Sift the listing for lines that hold the string "React" and pull them out.

Data extract>
....

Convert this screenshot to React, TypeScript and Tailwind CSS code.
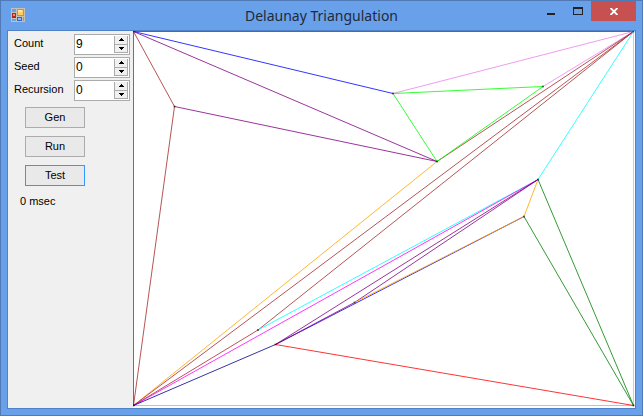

....

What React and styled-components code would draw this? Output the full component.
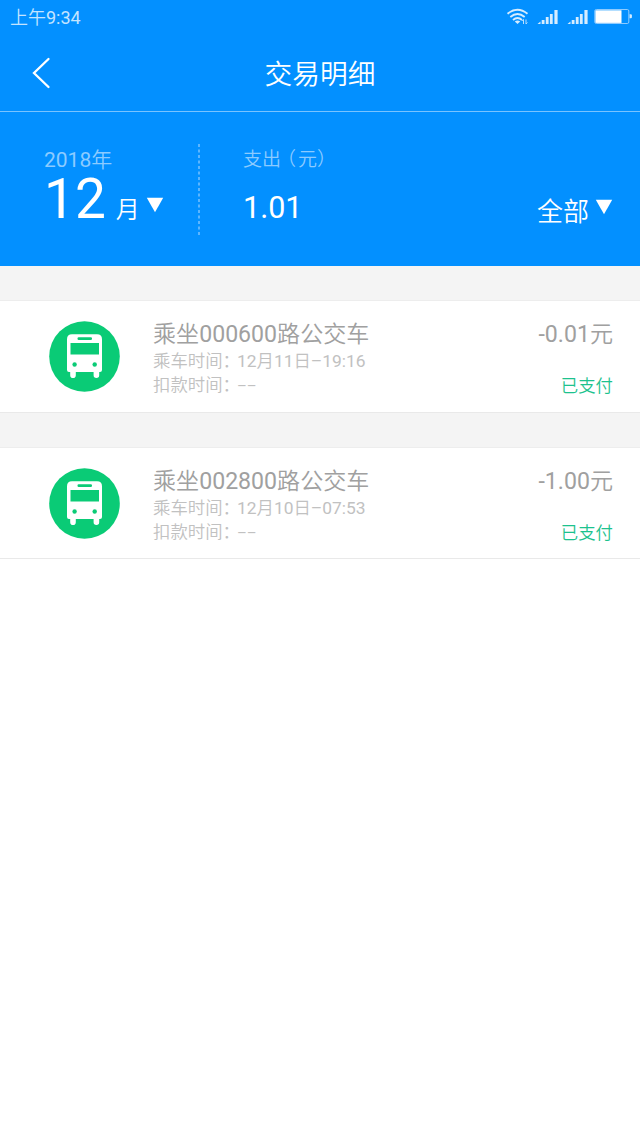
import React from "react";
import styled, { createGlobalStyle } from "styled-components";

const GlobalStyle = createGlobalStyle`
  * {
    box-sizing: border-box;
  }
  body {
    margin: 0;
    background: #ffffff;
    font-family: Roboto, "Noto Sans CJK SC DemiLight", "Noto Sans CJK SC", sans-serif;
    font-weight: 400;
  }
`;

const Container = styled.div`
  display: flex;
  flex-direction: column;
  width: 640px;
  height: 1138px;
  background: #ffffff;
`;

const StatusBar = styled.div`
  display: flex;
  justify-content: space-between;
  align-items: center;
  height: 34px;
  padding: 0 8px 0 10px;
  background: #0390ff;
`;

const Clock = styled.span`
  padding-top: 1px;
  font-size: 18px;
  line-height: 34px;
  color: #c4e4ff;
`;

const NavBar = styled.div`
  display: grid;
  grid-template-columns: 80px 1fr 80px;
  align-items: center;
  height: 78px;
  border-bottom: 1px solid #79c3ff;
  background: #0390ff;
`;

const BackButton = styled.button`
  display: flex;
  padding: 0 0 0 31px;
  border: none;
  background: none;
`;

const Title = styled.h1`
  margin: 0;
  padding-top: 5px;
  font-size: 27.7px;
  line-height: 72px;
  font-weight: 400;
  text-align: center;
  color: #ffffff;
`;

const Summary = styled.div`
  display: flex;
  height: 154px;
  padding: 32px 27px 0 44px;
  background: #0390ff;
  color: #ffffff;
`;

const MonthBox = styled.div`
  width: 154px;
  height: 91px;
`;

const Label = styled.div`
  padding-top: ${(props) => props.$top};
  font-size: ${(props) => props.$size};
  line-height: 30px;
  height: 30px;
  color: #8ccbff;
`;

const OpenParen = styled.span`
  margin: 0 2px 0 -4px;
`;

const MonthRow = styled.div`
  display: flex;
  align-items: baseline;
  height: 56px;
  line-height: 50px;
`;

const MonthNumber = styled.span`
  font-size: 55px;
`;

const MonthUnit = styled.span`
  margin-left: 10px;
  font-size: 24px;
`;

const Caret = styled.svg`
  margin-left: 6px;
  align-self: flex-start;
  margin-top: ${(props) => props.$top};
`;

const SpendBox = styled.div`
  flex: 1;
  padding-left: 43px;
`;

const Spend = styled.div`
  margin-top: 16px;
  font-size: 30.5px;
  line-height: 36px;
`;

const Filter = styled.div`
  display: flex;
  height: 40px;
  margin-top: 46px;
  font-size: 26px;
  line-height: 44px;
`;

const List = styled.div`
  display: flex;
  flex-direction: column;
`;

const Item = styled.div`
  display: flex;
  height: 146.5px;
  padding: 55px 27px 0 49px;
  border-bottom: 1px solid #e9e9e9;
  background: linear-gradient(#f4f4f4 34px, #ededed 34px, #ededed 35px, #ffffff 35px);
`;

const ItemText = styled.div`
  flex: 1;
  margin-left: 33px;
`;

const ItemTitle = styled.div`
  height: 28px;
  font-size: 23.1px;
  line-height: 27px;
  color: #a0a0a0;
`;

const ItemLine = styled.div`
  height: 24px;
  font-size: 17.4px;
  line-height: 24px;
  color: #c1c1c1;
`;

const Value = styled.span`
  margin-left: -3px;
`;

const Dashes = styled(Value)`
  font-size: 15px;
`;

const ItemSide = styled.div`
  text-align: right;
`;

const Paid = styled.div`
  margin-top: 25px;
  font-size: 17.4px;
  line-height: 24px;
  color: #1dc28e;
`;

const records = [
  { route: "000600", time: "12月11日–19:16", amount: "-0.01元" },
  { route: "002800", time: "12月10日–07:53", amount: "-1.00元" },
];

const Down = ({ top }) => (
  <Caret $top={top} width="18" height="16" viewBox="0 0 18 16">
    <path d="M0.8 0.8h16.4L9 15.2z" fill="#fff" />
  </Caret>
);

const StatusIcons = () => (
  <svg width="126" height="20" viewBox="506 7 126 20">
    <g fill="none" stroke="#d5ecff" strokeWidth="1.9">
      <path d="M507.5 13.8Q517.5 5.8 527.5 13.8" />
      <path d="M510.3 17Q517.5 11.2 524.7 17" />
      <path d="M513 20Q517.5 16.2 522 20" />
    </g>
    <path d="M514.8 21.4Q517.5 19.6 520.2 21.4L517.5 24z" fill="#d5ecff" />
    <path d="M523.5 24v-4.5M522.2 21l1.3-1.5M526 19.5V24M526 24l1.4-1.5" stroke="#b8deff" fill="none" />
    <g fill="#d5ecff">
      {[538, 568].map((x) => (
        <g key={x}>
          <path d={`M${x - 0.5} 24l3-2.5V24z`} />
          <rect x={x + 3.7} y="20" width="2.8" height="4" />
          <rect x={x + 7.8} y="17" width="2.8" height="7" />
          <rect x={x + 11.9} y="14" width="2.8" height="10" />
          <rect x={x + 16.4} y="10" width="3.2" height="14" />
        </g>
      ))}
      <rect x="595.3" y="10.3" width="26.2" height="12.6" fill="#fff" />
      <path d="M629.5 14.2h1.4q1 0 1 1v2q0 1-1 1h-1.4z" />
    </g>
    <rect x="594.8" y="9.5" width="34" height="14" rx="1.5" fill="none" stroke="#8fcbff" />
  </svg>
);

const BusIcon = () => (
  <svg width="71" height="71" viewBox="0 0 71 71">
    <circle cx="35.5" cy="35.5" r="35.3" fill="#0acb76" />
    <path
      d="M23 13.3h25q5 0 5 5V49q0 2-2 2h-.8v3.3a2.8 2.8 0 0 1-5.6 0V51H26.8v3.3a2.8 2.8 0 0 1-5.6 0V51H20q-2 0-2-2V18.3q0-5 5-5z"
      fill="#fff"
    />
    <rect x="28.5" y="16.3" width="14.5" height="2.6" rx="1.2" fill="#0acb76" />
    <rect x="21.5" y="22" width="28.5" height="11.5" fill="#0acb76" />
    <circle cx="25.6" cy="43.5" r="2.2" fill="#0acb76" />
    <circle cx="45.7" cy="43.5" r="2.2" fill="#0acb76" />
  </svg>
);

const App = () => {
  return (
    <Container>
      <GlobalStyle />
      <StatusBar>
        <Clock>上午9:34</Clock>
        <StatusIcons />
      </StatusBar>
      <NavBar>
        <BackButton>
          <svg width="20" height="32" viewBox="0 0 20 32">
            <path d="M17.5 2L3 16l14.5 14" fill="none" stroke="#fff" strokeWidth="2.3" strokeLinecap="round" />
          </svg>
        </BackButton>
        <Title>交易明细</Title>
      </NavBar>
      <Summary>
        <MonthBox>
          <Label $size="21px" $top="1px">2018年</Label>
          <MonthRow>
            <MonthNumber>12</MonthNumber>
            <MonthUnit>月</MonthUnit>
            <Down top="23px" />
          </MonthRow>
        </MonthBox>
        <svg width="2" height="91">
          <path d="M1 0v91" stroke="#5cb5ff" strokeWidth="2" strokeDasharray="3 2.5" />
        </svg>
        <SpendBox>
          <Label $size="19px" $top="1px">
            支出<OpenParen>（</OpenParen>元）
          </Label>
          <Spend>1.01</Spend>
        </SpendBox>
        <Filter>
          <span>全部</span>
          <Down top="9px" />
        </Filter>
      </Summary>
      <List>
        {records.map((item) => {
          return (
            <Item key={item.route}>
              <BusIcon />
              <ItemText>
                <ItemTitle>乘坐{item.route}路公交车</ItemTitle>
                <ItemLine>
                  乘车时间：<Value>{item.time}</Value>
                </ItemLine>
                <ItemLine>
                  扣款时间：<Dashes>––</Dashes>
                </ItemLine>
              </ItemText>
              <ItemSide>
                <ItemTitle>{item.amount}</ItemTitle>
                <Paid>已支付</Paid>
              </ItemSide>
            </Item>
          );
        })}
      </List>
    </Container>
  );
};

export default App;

....

Written solution>
Convert this screenshot to React, TypeScript and Tailwind CSS code.
What React and styled-components code would draw this? Output the full component.
import React from "react";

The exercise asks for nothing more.